* Data extract *
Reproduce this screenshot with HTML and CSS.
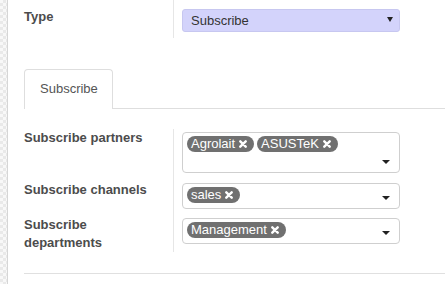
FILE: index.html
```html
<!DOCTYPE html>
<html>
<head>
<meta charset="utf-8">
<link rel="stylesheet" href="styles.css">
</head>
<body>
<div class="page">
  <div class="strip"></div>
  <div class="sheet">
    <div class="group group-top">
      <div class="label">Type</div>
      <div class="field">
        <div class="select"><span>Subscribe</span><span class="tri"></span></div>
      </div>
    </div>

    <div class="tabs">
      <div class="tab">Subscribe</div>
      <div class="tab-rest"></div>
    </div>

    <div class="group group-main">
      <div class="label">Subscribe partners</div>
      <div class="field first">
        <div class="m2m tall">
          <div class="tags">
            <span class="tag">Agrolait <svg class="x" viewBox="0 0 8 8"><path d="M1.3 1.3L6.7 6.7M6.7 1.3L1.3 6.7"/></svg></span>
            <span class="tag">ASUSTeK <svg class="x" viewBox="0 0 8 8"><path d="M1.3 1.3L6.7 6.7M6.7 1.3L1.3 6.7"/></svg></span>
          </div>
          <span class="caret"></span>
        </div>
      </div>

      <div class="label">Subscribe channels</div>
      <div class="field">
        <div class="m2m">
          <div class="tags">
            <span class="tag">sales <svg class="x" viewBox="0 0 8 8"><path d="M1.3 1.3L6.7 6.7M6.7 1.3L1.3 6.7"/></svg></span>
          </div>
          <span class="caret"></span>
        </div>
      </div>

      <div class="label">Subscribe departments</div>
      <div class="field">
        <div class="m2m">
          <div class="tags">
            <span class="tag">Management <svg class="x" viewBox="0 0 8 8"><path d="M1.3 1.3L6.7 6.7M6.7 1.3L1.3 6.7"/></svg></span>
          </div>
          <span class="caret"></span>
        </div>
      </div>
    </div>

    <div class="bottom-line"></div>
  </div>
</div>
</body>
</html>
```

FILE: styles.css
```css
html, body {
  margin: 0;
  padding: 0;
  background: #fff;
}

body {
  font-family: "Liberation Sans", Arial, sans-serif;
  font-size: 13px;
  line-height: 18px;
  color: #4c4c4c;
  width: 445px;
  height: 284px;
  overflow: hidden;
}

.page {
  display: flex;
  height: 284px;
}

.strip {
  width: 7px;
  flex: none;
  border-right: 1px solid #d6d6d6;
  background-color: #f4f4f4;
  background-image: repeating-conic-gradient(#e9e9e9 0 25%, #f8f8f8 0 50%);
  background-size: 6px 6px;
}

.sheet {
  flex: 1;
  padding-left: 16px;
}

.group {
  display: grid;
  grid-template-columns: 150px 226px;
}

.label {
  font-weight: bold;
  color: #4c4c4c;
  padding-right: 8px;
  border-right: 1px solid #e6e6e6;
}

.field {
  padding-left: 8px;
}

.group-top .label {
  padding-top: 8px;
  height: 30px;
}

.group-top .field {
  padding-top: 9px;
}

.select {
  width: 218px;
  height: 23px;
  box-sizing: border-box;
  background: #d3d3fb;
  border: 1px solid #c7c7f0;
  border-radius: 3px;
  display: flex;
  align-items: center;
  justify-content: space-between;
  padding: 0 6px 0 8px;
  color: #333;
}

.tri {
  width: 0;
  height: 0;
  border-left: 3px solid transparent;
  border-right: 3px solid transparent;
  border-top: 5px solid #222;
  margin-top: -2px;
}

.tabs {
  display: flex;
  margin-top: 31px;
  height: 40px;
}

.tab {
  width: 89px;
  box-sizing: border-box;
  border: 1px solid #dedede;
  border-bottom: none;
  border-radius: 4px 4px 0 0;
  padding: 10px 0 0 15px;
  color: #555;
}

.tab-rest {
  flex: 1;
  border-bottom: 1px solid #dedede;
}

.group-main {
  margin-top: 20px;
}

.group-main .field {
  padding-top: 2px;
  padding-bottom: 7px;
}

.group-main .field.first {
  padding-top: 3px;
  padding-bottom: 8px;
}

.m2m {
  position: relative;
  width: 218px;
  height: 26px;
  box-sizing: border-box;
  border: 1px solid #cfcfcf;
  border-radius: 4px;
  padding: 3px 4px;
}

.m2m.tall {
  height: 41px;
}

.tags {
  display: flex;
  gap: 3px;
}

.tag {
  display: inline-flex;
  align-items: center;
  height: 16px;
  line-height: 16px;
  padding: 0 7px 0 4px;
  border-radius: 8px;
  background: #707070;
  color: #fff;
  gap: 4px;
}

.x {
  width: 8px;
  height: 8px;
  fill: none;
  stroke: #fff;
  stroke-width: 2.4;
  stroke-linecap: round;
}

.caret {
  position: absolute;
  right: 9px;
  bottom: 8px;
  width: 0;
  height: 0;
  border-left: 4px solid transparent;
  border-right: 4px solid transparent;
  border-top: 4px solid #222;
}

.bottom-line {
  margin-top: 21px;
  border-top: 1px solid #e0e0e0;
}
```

* Do this *
Write the listing above out again exactly, dropping each image.

* Answer below *
Reproduce this screenshot with HTML and CSS.
FILE: index.html
```html
<!DOCTYPE html>
<html>
<head>
<meta charset="utf-8">
<link rel="stylesheet" href="styles.css">
</head>
<body>
<div class="page">
  <div class="strip"></div>
  <div class="sheet">
    <div class="group group-top">
      <div class="label">Type</div>
      <div class="field">
        <div class="select"><span>Subscribe</span><span class="tri"></span></div>
      </div>
    </div>

    <div class="tabs">
      <div class="tab">Subscribe</div>
      <div class="tab-rest"></div>
    </div>

    <div class="group group-main">
      <div class="label">Subscribe partners</div>
      <div class="field first">
        <div class="m2m tall">
          <div class="tags">
            <span class="tag">Agrolait <svg class="x" viewBox="0 0 8 8"><path d="M1.3 1.3L6.7 6.7M6.7 1.3L1.3 6.7"/></svg></span>
            <span class="tag">ASUSTeK <svg class="x" viewBox="0 0 8 8"><path d="M1.3 1.3L6.7 6.7M6.7 1.3L1.3 6.7"/></svg></span>
          </div>
          <span class="caret"></span>
        </div>
      </div>

      <div class="label">Subscribe channels</div>
      <div class="field">
        <div class="m2m">
          <div class="tags">
            <span class="tag">sales <svg class="x" viewBox="0 0 8 8"><path d="M1.3 1.3L6.7 6.7M6.7 1.3L1.3 6.7"/></svg></span>
          </div>
          <span class="caret"></span>
        </div>
      </div>

      <div class="label">Subscribe departments</div>
      <div class="field">
        <div class="m2m">
          <div class="tags">
            <span class="tag">Management <svg class="x" viewBox="0 0 8 8"><path d="M1.3 1.3L6.7 6.7M6.7 1.3L1.3 6.7"/></svg></span>
          </div>
          <span class="caret"></span>
        </div>
      </div>
    </div>

    <div class="bottom-line"></div>
  </div>
</div>
</body>
</html>
```

FILE: styles.css
```css
html, body {
  margin: 0;
  padding: 0;
  background: #fff;
}

body {
  font-family: "Liberation Sans", Arial, sans-serif;
  font-size: 13px;
  line-height: 18px;
  color: #4c4c4c;
  width: 445px;
  height: 284px;
  overflow: hidden;
}

.page {
  display: flex;
  height: 284px;
}

.strip {
  width: 7px;
  flex: none;
  border-right: 1px solid #d6d6d6;
  background-color: #f4f4f4;
  background-image: repeating-conic-gradient(#e9e9e9 0 25%, #f8f8f8 0 50%);
  background-size: 6px 6px;
}

.sheet {
  flex: 1;
  padding-left: 16px;
}

.group {
  display: grid;
  grid-template-columns: 150px 226px;
}

.label {
  font-weight: bold;
  color: #4c4c4c;
  padding-right: 8px;
  border-right: 1px solid #e6e6e6;
}

.field {
  padding-left: 8px;
}

.group-top .label {
  padding-top: 8px;
  height: 30px;
}

.group-top .field {
  padding-top: 9px;
}

.select {
  width: 218px;
  height: 23px;
  box-sizing: border-box;
  background: #d3d3fb;
  border: 1px solid #c7c7f0;
  border-radius: 3px;
  display: flex;
  align-items: center;
  justify-content: space-between;
  padding: 0 6px 0 8px;
  color: #333;
}

.tri {
  width: 0;
  height: 0;
  border-left: 3px solid transparent;
  border-right: 3px solid transparent;
  border-top: 5px solid #222;
  margin-top: -2px;
}

.tabs {
  display: flex;
  margin-top: 31px;
  height: 40px;
}

.tab {
  width: 89px;
  box-sizing: border-box;
  border: 1px solid #dedede;
  border-bottom: none;
  border-radius: 4px 4px 0 0;
  padding: 10px 0 0 15px;
  color: #555;
}

.tab-rest {
  flex: 1;
  border-bottom: 1px solid #dedede;
}

.group-main {
  margin-top: 20px;
}

.group-main .field {
  padding-top: 2px;
  padding-bottom: 7px;
}

.group-main .field.first {
  padding-top: 3px;
  padding-bottom: 8px;
}

.m2m {
  position: relative;
  width: 218px;
  height: 26px;
  box-sizing: border-box;
  border: 1px solid #cfcfcf;
  border-radius: 4px;
  padding: 3px 4px;
}

.m2m.tall {
  height: 41px;
}

.tags {
  display: flex;
  gap: 3px;
}

.tag {
  display: inline-flex;
  align-items: center;
  height: 16px;
  line-height: 16px;
  padding: 0 7px 0 4px;
  border-radius: 8px;
  background: #707070;
  color: #fff;
  gap: 4px;
}

.x {
  width: 8px;
  height: 8px;
  fill: none;
  stroke: #fff;
  stroke-width: 2.4;
  stroke-linecap: round;
}

.caret {
  position: absolute;
  right: 9px;
  bottom: 8px;
  width: 0;
  height: 0;
  border-left: 4px solid transparent;
  border-right: 4px solid transparent;
  border-top: 4px solid #222;
}

.bottom-line {
  margin-top: 21px;
  border-top: 1px solid #e0e0e0;
}
```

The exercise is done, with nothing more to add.